Player recruitment concerns
The Venezuelan international contended “probably this team needs more different players” and questioned how the broader group’s been assembled. Atlanta, per MLS Players Association salary data, have the most expensive squad in the league.
Player recruitment, ranging from Designated Player acquisitions – Luiz Araujo and Thiago Almada commanded a reported combined $28 million in transfer fees the past two windows – to intra-MLS moves will draw some scrutiny locally and nationally.
“If you want to bring guys here,” Martinez said, “it’s because they want to play here and it’s not because of business, and that’s been happening for a long time.”
As for a path forward, Martinez suggested deeper chasms need to be resolved for the good times to return.
“I’m the first one to recognize that we’ve had bad games. And we’ve also brought many good games. And we’ve brought this city a lot of joy. But it’s a strange year and that’s life,” Martinez said.
“Sometimes we have to fight with what we have and move forward. The people who are with us know, like the 70,000 people who were here tonight know, that they’re with us. And we hope the good times come back again.”
Last year in ATL?
The sour mood left Martinez noting “it could be my last season here” in Atlanta and that he has “one year left” on his contract after 2022. He’s among the league’s best-ever scorers, tallying 94 goals and 15 assists across 119 regular-season games – numbers that’d surely be higher if he hadn’t missed most of 2020 with a torn ACL.
He’s flirted with retirement before and has clear frustrations mounting as ATLUTD struggle to reclaim the early successes enjoyed under now-Mexico manager Tata Martino.
“I try to do my best,” said Martinez, a player who once called Atlanta his Real Madrid or Barcelona. “Sometimes I can play good, sometimes not. Sometimes I can score, sometimes not. I put my whole body in the f—ing field. This is not discussed.”
Martinez’s comments came after head coach Gonzalo Pineda arrived at his postgame press conference roughly an hour later than normal. And then an apology and guarantee followed suit.
“I apologize to the fans, I think they don’t deserve this,” said Pineda, who’s succeeded mid-year departures from Frank de Boer (July 2020) and Gabriel Heinze (July 2021), plus two interim managers in Stephen Glass and current assistant Rob Valentino. “They do an amazing job at supporting us and always being there for us and today’s performance was not acceptable. So I apologize. I take full credit for the loss, so it’s on me, and we will do better. I will make sure we will do better next time.”

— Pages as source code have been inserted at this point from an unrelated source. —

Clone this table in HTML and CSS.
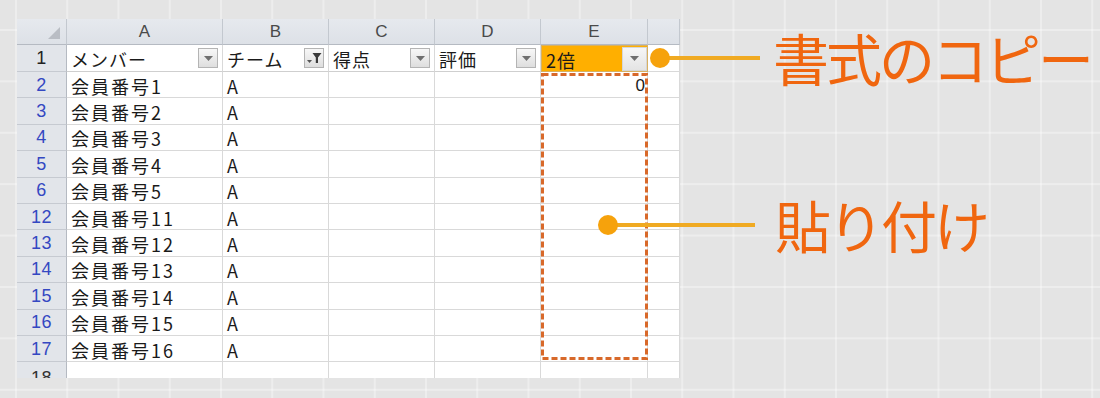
FILE: index.html
```html
<!DOCTYPE html>
<html lang="ja">
<head>
<meta charset="utf-8">
<title>書式のコピー</title>
<link rel="stylesheet" href="styles.css">
</head>
<body>
<div class="canvas">
  <div class="sheet">
    <div class="grid">
      <div class="ch corner"><span class="corner-tri"></span></div>
      <div class="ch">A</div>
      <div class="ch">B</div>
      <div class="ch">C</div>
      <div class="ch">D</div>
      <div class="ch">E</div>
      <div class="ch"></div>

      <div class="rh rh-first">1</div>
      <div class="c hd"><span>メンバー</span><span class="fbtn"><svg width="9" height="5" viewBox="0 0 9 5"><polygon points="0,0 9,0 4.5,5" fill="#6f6f6f"/></svg></span></div>
      <div class="c hd"><span>チーム</span><span class="fbtn"><svg width="15" height="12" viewBox="0 0 15 12"><polygon points="0,8 5,8 2.5,11" fill="#555"/><polygon points="5.5,1 14.5,1 11,5.5 11,11 8.8,11 8.8,5.5" fill="#3a3a3a"/></svg></span></div>
      <div class="c hd"><span>得点</span><span class="fbtn"><svg width="9" height="5" viewBox="0 0 9 5"><polygon points="0,0 9,0 4.5,5" fill="#6f6f6f"/></svg></span></div>
      <div class="c hd"><span>評価</span><span class="fbtn"><svg width="9" height="5" viewBox="0 0 9 5"><polygon points="0,0 9,0 4.5,5" fill="#6f6f6f"/></svg></span></div>
      <div class="c hd hd-active"><span>2倍</span><span class="fbtn fbtn-wide"><svg width="9" height="5" viewBox="0 0 9 5"><polygon points="0,0 9,0 4.5,5" fill="#6f6f6f"/></svg></span></div>
      <div class="c"></div>

      <div class="rh">2</div><div class="c">会員番号1</div><div class="c">A</div><div class="c"></div><div class="c"></div><div class="c num">0</div><div class="c"></div>
      <div class="rh">3</div><div class="c">会員番号2</div><div class="c">A</div><div class="c"></div><div class="c"></div><div class="c"></div><div class="c"></div>
      <div class="rh">4</div><div class="c">会員番号3</div><div class="c">A</div><div class="c"></div><div class="c"></div><div class="c"></div><div class="c"></div>
      <div class="rh">5</div><div class="c">会員番号4</div><div class="c">A</div><div class="c"></div><div class="c"></div><div class="c"></div><div class="c"></div>
      <div class="rh">6</div><div class="c">会員番号5</div><div class="c">A</div><div class="c"></div><div class="c"></div><div class="c"></div><div class="c"></div>
      <div class="rh">12</div><div class="c">会員番号11</div><div class="c">A</div><div class="c"></div><div class="c"></div><div class="c"></div><div class="c"></div>
      <div class="rh">13</div><div class="c">会員番号12</div><div class="c">A</div><div class="c"></div><div class="c"></div><div class="c"></div><div class="c"></div>
      <div class="rh">14</div><div class="c">会員番号13</div><div class="c">A</div><div class="c"></div><div class="c"></div><div class="c"></div><div class="c"></div>
      <div class="rh">15</div><div class="c">会員番号14</div><div class="c">A</div><div class="c"></div><div class="c"></div><div class="c"></div><div class="c"></div>
      <div class="rh">16</div><div class="c">会員番号15</div><div class="c">A</div><div class="c"></div><div class="c"></div><div class="c"></div><div class="c"></div>
      <div class="rh">17</div><div class="c">会員番号16</div><div class="c">A</div><div class="c"></div><div class="c"></div><div class="c"></div><div class="c"></div>
      <div class="rh rh-black">18</div><div class="c"></div><div class="c"></div><div class="c"></div><div class="c"></div><div class="c"></div><div class="c"></div>
    </div>
  </div>

  <svg class="paste-box" width="107" height="287" viewBox="0 0 107 287">
    <rect x="1.5" y="1.5" width="104" height="284" fill="none" stroke="#d8692a" stroke-width="3" stroke-dasharray="6 3"/>
  </svg>

  <div class="callout callout-copy">
    <span class="dot"></span><span class="lead lead-copy"></span><span class="label label-copy">書式のコピー</span>
  </div>
  <div class="callout callout-paste">
    <span class="dot"></span><span class="lead lead-paste"></span><span class="label label-paste">貼り付け</span>
  </div>
</div>
</body>
</html>
```

FILE: styles.css
```css
html, body {
  margin: 0;
  padding: 0;
}

body {
  background: #e4e4e4;
}

.canvas {
  position: relative;
  width: 1100px;
  height: 398px;
  overflow: hidden;
  box-sizing: border-box;
  padding: 19px 0 0 17px;
  background-color: #e4e4e4;
  background-image:
    linear-gradient(to right, rgba(255,255,255,0.35) 2px, transparent 2px),
    linear-gradient(to bottom, rgba(255,255,255,0.35) 2px, transparent 2px);
  background-size: 51.25px 51.4px;
  background-position: 15px 29px;
}

.sheet {
  width: 663px;
  height: 359px;
  overflow: hidden;
  background: #fff;
}

.grid {
  display: grid;
  grid-template-columns: 50px 156px 106px 106px 106px 107px 32px;
  grid-template-rows: 26px 27px repeat(11, 26.4px) 30px;
  font-family: "Noto Sans CJK JP", "Noto Sans", sans-serif;
  color: #111;
}

.ch {
  box-sizing: border-box;
  background: linear-gradient(#e6e9ee, #dde1e7);
  border-right: 1px solid #c3c8cf;
  border-bottom: 1px solid #b5bac2;
  display: flex;
  align-items: center;
  justify-content: center;
  font-family: "Liberation Sans", Arial, sans-serif;
  font-size: 17px;
  color: #4a4a4a;
  padding-top: 1px;
}

.corner {
  position: relative;
}

.corner-tri {
  position: absolute;
  right: 6px;
  bottom: 5px;
  width: 0;
  height: 0;
  border-left: 12px solid transparent;
  border-bottom: 12px solid #b9bdc4;
}

.rh {
  box-sizing: border-box;
  background: #e2e5ea;
  border-right: 1px solid #b5bac2;
  border-bottom: 1px solid #c6cad1;
  display: flex;
  align-items: center;
  justify-content: center;
  font-family: "Liberation Sans", Arial, sans-serif;
  font-size: 18px;
  color: #3448c2;
  letter-spacing: 0.5px;
  padding-top: 1px;
}

.rh-first {
  color: #222;
}

.rh-black {
  color: #333;
  align-items: flex-start;
  padding-top: 6px;
}

.c {
  box-sizing: border-box;
  border-right: 1px solid #d9d9d9;
  border-bottom: 1px solid #d9d9d9;
  display: flex;
  align-items: center;
  padding-left: 4px;
  font-size: 18px;
  letter-spacing: 2px;
  white-space: nowrap;
  overflow: hidden;
  padding-top: 2px;
  color: #1a1a1a;
}

.hd {
  justify-content: space-between;
  border-bottom-color: #cfcfcf;
  padding-top: 0;
}

.hd span:first-child {
  padding-top: 2px;
  letter-spacing: 1px;
}

.hd-active {
  background: #ffaf00;
  border: 1px solid #d8b060;
}

.num {
  justify-content: flex-end;
  padding-right: 2px;
  font-family: "Liberation Sans", Arial, sans-serif;
  font-size: 17px;
  letter-spacing: 0;
}

.fbtn {
  flex: none;
  width: 20px;
  height: 20px;
  margin-right: 4px;
  box-sizing: border-box;
  border: 1px solid #b4b4b4;
  background: linear-gradient(#f7f7f7, #dedede);
  display: flex;
  align-items: center;
  justify-content: center;
}

.fbtn-wide {
  width: 25px;
  height: 24px;
  margin-right: 0;
  border-color: #d6d6d6;
  background: linear-gradient(#f6f6f6, #e4e4e4);
}

.paste-box {
  position: absolute;
  left: 541px;
  top: 73px;
}

.callout {
  position: absolute;
  display: flex;
  align-items: center;
  height: 56px;
}

.callout-copy {
  left: 650px;
  top: 30px;
}

.callout-paste {
  left: 598px;
  top: 197px;
}

.dot {
  flex: none;
  width: 20px;
  height: 20px;
  border-radius: 50%;
  background: #f6a20c;
  position: relative;
  z-index: 1;
}

.lead {
  flex: none;
  height: 4px;
  background: #f0aa22;
  margin-left: -2px;
}

.lead-copy {
  width: 92px;
}

.lead-paste {
  width: 139px;
}

.label {
  font-family: "Noto Sans CJK JP", "Noto Sans", sans-serif;
  font-size: 56px;
  line-height: 56px;
  letter-spacing: -3px;
  color: #f0660f;
  white-space: nowrap;
  padding-bottom: 2px;
}

.label-copy {
  margin-left: 13px;
}

.label-paste {
  margin-left: 20px;
}
```
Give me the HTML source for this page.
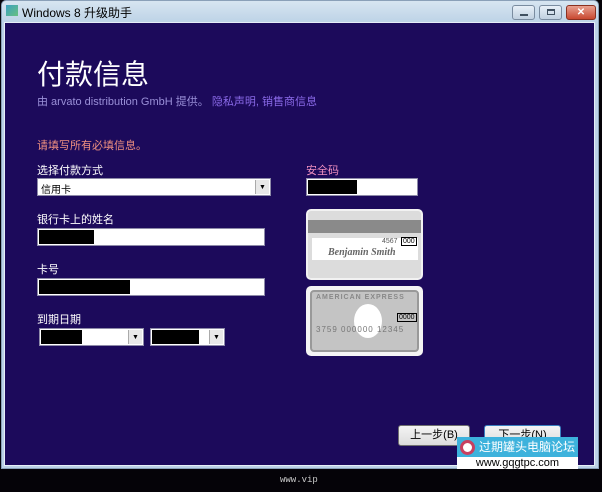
<!DOCTYPE html>
<html><head><meta charset="utf-8"><style>
*{margin:0;padding:0;box-sizing:border-box}
body{width:602px;height:492px;background:#050308;position:relative;overflow:hidden;font-family:"Liberation Sans","Noto Sans CJK SC",sans-serif}
.a{position:absolute}
.win{left:1px;top:0;width:598px;height:469px;background:linear-gradient(#d7e5f1,#bcd2e6 22px);border:1px solid #8aa0b8;border-radius:5px 5px 0 0}
.body{left:4px;top:22px;width:591px;height:444px;background:#1c0a5b;border:1px solid #e6eef8}
.lbl{color:#fff;font-size:11px}
.fld{background:#fff;border:1px solid #8d8aa8}
.blk{background:#000;position:absolute;left:1px;top:1px;bottom:1px}
.dd{position:absolute;right:1px;top:1px;bottom:1px;width:14px;background:#e8e8e8;border-left:1px solid #aaa;font-size:7px;text-align:center;line-height:16px;color:#000}
.btn{background:linear-gradient(#f4f4f4,#dcdcdc);border:1px solid #707070;border-radius:3px;font-size:11px;text-align:center;line-height:19px;color:#000}
</style></head><body>
<div class="a win"></div>
<div class="a" style="left:6px;top:5px;width:12px;height:11px;background:linear-gradient(135deg,#3aa0c0,#68c080);"></div>
<div class="a" style="left:22px;top:4px;font-size:12px;color:#000">Windows 8 升级助手</div>
<div class="a" style="left:512px;top:5px;width:23px;height:15px;border:1px solid #7a8ca0;border-radius:3px;background:linear-gradient(#e8f0f8,#c0d0e0)"><div class="a" style="left:7px;top:8px;width:8px;height:2px;background:#405060"></div></div>
<div class="a" style="left:539px;top:5px;width:23px;height:15px;border:1px solid #7a8ca0;border-radius:3px;background:linear-gradient(#e8f0f8,#c0d0e0)"><div class="a" style="left:7px;top:3px;width:8px;height:6px;border:1px solid #405060;border-top-width:2px"></div></div>
<div class="a" style="left:566px;top:5px;width:30px;height:15px;border:1px solid #8a3020;border-radius:3px;background:linear-gradient(#e8a090,#c84830);color:#fff;font-size:10px;text-align:center;line-height:13px;font-weight:bold">✕</div>
<div class="a body"></div>
<div class="a" style="left:37px;top:53px;font-size:28px;color:#fff;letter-spacing:0">付款信息</div>
<div class="a" style="left:37px;top:93px;font-size:11px;color:#9a90d8">由 arvato distribution GmbH 提供。 <span style="color:#8a6ae8">隐私声明, 销售商信息</span></div>
<div class="a" style="left:37px;top:137px;font-size:11px;color:#f09080">请填写所有必填信息。</div>
<div class="a lbl" style="left:37px;top:162px">选择付款方式</div>
<div class="a fld" style="left:37px;top:178px;width:234px;height:18px;font-size:10px;color:#000;padding:2px 3px">信用卡<div class="dd">▼</div></div>
<div class="a lbl" style="left:37px;top:211px">银行卡上的姓名</div>
<div class="a fld" style="left:37px;top:228px;width:228px;height:18px"><div class="blk" style="width:55px"></div></div>
<div class="a lbl" style="left:37px;top:261px">卡号</div>
<div class="a fld" style="left:37px;top:278px;width:228px;height:18px"><div class="blk" style="width:91px"></div></div>
<div class="a lbl" style="left:37px;top:311px">到期日期</div>
<div class="a fld" style="left:39px;top:328px;width:105px;height:18px"><div class="blk" style="width:41px"></div><div class="dd">▼</div></div>
<div class="a fld" style="left:150px;top:328px;width:75px;height:18px"><div class="blk" style="width:47px"></div><div class="dd">▼</div></div>
<div class="a" style="left:306px;top:162px;font-size:11px;color:#f090c0">安全码</div>
<div class="a fld" style="left:306px;top:178px;width:112px;height:18px"><div class="blk" style="width:49px"></div></div>
<div class="a" style="left:306px;top:209px;width:117px;height:71px;background:#dcdcdc;border:2px solid #f2f2f2;border-radius:5px">
<div class="a" style="left:0;top:9px;width:113px;height:13px;background:#8a8a8a"></div>
<div class="a" style="left:4px;top:27px;width:106px;height:22px;background:#fff"></div>
<div class="a" style="left:74px;top:27px;font-size:7px;color:#555">4567</div>
<div class="a" style="left:93px;top:26px;font-size:7px;border:1px solid #000;padding:0 1px;color:#000">000</div>
<div class="a" style="left:20px;top:36px;font-size:10px;color:#666;font-style:italic;font-family:'Liberation Serif',serif;font-weight:bold">Benjamin Smith</div>
</div>
<div class="a" style="left:306px;top:286px;width:117px;height:70px;background:#f4f4f4;border-radius:5px">
<div class="a" style="left:4px;top:4px;width:109px;height:62px;background:#c4c4c4;border:2px solid #999;border-radius:4px">
<div class="a" style="left:4px;top:2px;font-size:7px;color:#888;font-weight:bold;letter-spacing:1px">AMERICAN EXPRESS</div>
<div class="a" style="left:42px;top:12px;width:28px;height:34px;background:#fff;border-radius:50%"></div>
<div class="a" style="left:85px;top:21px;font-size:7px;border:1px solid #000;padding:0 1px;color:#000">0000</div>
<div class="a" style="left:4px;top:33px;font-size:8px;color:#777;letter-spacing:1px">3759 000000 12345</div>
</div></div>
<div class="a btn" style="left:398px;top:425px;width:72px;height:21px">上一步(B)</div>
<div class="a btn" style="left:484px;top:425px;width:77px;height:21px;border-color:#3a80c0">下一步(N)</div>
<div class="a" style="left:457px;top:437px;width:121px;height:20px;background:#3db2dc;color:#fff;font-size:12px;line-height:20px;padding-left:22px">过期罐头电脑论坛</div>
<div class="a" style="left:460px;top:440px;width:15px;height:15px;border-radius:50%;background:#fff;border:3px solid #c84060"></div>
<div class="a" style="left:457px;top:457px;width:121px;height:12px;background:#fff;color:#000;font-size:11px;line-height:12px;text-align:center">www.gqgtpc.com</div>
<div class="a" style="left:280px;top:475px;font-size:9px;color:#ccc;font-family:'Liberation Mono',monospace">www.vip</div>
</body></html>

Pineda said the details of their team meeting will remain private after many players talked, and he plans to change up the starting lineup. All told, Pineda felt a lack of competitiveness was apparent on the pitch.
“I think it's not only about tactics anymore. Yes we still want to play good football, but today I felt we weren't ready to fight in the game that they presented to us,” said Pineda, a former Seattle Sounders FC assistant who’s in his first full season. “I felt that I didn't prepare the team properly.”
Will that change Wednesday night when Real Salt Lake visit Atlanta on a quick turnaround for both clubs (7:30 pm ET | MLS LIVE on ESPN+)? That’s game two-of-three in a homestand as the Five Stripes truly enter their season’s second half.
“We will be fighting much, much better next game,” Pineda assured.
If that comes, based on Martinez’s remarks, it may only slightly patch the crevices.